A panel of judges will decide among four nonfiction finalists for this year’s award. Since the prize was established in 2006 — the first award was presented in 2007 — Sami Rohr Prize panelists and advisors have included historian and diplomat Deborah Lipstadt, historian Jonathan Sarna and longtime Columbia University journalism professor Sam Freedman.
“What strikes me about this year’s finalists for the Sami Rohr Prize for Jewish Literature is the remarkable range of stories they tell and the depth of insight they bring to Jewish life and history,” Debra Goldberg, director of the Sami Rohr Prize, said in an email. “Each of the four books explores questions of memory, identity, displacement, resilience and responsibility through deeply personal narratives that feel both timely and enduring.”

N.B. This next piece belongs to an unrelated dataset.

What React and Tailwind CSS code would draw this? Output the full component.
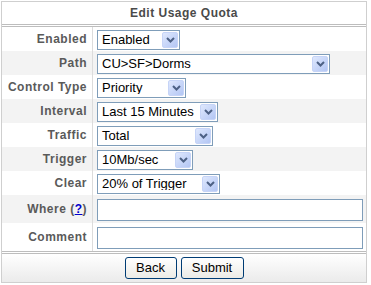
import React from "react";

function Chevron() {
  return (
    <svg width="9" height="6" viewBox="0 0 9 6" className="block">
      <path d="M1 1 L4.5 4.5 L8 1" fill="none" stroke="#4d6185" strokeWidth="2" />
    </svg>
  );
}

function Select({ value, width }) {
  return (
    <div
      className="flex h-[20px] items-center border border-[#7f9db9] bg-white"
      style={{ width }}
    >
      <div className="flex-1 pl-[4px] text-[13px] leading-none text-black whitespace-nowrap overflow-hidden">
        {value}
      </div>
      <div className="mr-[1px] flex h-[16px] w-[16px] items-center justify-center rounded-[2px] border border-[#c6d4f7] bg-gradient-to-br from-[#dfe8fd] to-[#b3c6f4]">
        <Chevron />
      </div>
    </div>
  );
}

function Row({ label, gray, tall, children }) {
  return (
    <div className={`flex ${tall ? "h-[28px]" : "h-[24px]"} ${gray ? "bg-[#f3f3f3]" : "bg-white"}`}>
      <div className="flex w-[90px] items-center justify-end pr-[5px] text-[12px] font-bold tracking-[0.5px] text-[#5a5a5a] whitespace-nowrap">
        {label}
      </div>
      <div className="w-[1px] bg-[#dcdcdc]" />
      <div className="flex flex-1 items-center pl-[4px] pt-[1px]">{children}</div>
    </div>
  );
}

export default function App() {
  return (
    <div className="bg-white p-[1px]" style={{ fontFamily: '"Liberation Sans", Arial, sans-serif' }}>
      <div className="w-[366px] border border-[#cfcfcf] bg-white">
        <div className="flex h-[22px] items-center justify-center text-[12px] font-bold tracking-[0.5px] text-[#4a4a4a]">
          Edit Usage Quota
        </div>
        <div className="h-[3px] border-y border-[#bdbdbd]" />
        <Row label="Enabled">
          <Select value="Enabled" width={83} />
        </Row>
        <Row label="Path" gray>
          <Select value="CU>SF>Dorms" width={233} />
        </Row>
        <Row label="Control Type">
          <Select value="Priority" width={89} />
        </Row>
        <Row label="Interval" gray>
          <Select value="Last 15 Minutes" width={121} />
        </Row>
        <Row label="Traffic">
          <Select value="Total" width={116} />
        </Row>
        <Row label="Trigger" gray>
          <Select value="10Mb/sec" width={96} />
        </Row>
        <Row label="Clear">
          <Select value="20% of Trigger" width={123} />
        </Row>
        <Row label={<span>Where (<span className="text-[#0000cc] underline">?</span>)</span>} gray tall>
          <div className="h-[22px] w-[266px] border border-[#7f9db9] bg-white" />
        </Row>
        <Row label="Comment" tall>
          <div className="h-[22px] w-[266px] border border-[#7f9db9] bg-white" />
        </Row>
        <div className="h-[3px] border-y border-[#bdbdbd]" />
        <div className="flex h-[28px] items-center justify-center gap-[4px] bg-gradient-to-b from-white to-[#ebebeb]">
          <button className="h-[22px] w-[52px] rounded-[3px] border border-[#003c74] bg-gradient-to-b from-white to-[#ecebe6] text-[13px] text-black">
            Back
          </button>
          <button className="h-[22px] w-[63px] rounded-[3px] border border-[#003c74] bg-gradient-to-b from-white to-[#ecebe6] text-[13px] text-black">
            Submit
          </button>
        </div>
      </div>
    </div>
  );
}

The 2026 Sami Rohr Prize finalists are:
Laura Hobson Faure, “Who Will Rescue Us?: The Story of the Jewish Children who Fled to France and America During the Holocaust.” Faure is a professor of modern Jewish history at Université Paris 1-Panthéon-Sorbonne. Yale University Press, her publisher, describes “Who Will Rescue Us” as “the first comprehensive study of Jewish children’s flight from Nazi Germany to France — and their subsequent escape to America from the Vichy regime.” It is her second book.

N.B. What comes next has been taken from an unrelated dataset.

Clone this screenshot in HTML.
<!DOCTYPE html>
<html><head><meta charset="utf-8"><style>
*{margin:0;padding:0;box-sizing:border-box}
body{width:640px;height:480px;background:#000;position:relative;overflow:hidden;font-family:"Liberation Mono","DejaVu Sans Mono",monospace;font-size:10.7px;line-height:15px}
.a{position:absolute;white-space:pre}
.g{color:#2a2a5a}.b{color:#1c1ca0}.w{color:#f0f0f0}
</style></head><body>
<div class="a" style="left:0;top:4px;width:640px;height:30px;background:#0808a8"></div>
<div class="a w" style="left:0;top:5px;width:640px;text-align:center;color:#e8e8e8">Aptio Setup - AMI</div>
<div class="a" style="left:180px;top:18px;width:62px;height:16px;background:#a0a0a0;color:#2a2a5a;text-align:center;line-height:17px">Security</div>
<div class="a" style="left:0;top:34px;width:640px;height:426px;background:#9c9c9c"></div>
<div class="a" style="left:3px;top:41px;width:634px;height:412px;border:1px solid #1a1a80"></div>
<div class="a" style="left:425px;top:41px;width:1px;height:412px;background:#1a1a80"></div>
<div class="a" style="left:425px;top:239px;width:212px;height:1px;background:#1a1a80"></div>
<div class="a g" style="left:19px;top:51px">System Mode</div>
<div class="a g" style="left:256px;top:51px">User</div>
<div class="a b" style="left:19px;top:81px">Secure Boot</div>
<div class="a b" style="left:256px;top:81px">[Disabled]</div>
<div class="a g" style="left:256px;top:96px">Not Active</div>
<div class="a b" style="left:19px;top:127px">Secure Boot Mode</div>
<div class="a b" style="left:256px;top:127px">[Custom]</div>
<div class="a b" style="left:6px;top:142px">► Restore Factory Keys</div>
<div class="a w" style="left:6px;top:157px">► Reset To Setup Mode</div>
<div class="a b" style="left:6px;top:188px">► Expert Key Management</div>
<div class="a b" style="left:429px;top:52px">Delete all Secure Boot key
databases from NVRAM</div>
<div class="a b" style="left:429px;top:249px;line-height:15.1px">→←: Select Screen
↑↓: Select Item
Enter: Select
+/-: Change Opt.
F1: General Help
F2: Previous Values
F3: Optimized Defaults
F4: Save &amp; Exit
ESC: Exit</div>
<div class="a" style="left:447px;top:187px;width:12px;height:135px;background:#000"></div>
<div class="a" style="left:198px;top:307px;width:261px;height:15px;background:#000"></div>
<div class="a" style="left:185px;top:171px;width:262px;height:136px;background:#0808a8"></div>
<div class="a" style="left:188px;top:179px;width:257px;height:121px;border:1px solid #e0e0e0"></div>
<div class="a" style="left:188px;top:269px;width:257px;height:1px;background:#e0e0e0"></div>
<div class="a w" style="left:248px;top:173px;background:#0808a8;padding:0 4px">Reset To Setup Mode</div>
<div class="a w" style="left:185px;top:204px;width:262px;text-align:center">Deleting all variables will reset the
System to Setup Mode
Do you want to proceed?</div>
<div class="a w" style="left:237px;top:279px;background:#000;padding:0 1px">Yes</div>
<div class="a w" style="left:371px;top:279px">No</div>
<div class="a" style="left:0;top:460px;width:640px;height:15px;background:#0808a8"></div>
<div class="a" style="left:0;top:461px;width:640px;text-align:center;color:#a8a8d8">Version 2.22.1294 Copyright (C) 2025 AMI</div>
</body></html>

Shaul Kelner, “A Cold War Exodus: How American Activists Mobilized to Free Soviet Jews.” A professor of Jewish studies and sociology at Vanderbilt University, Kelner’s second book details how American Jews transformed a largely overlooked human rights issue into a landmark 20th-century mass-mobilization effort.
Jordan Salama, “Stranger in the Desert: A Family Story.” Salama, an author and contributor to The New Yorker, National Geographic and other publications, traces his Jewish family’s history “from Moorish Spain and Ottoman Syria to Argentina and beyond.” A mix of travelogue, memoir, history and reportage, “Stranger in the Desert” is his second book.
Amir Tibon, “The Gates of Gaza: A Story of Betrayal, Survival, and Hope in Israel’s Borderlands.” The first book by the Israeli journalist is a first-person account of his family’s ordeal as residents of Kibbutz Nahal Oz, which was violently attacked by Hamas on Oct. 7, 2023. Alongside accounts of the day’s losses, Tibon also recounts the heroic efforts by his father, a retired major general, to race into the battle zone and rescue his son, daughter-in-law and two granddaughters from Hamas gunmen.
“As the Prize approaches its 20th year, I hope it will continue to support writers whose work expands our understanding of the Jewish experience and sparks meaningful conversation for generations to come,” Goldberg said. “I am immensely grateful to share in the Prize’s mission to honor excellence, nurture talent and connect Jewish voices across the globe.”
The Sami Rohr Prize, named for the late American real estate developer and philanthropist who fled Nazi Germany as a boy, is administered in association with the National Library of Israel. 70 Faces Media, the parent company of the Jewish Telegraphic Agency, is the prize’s media partner.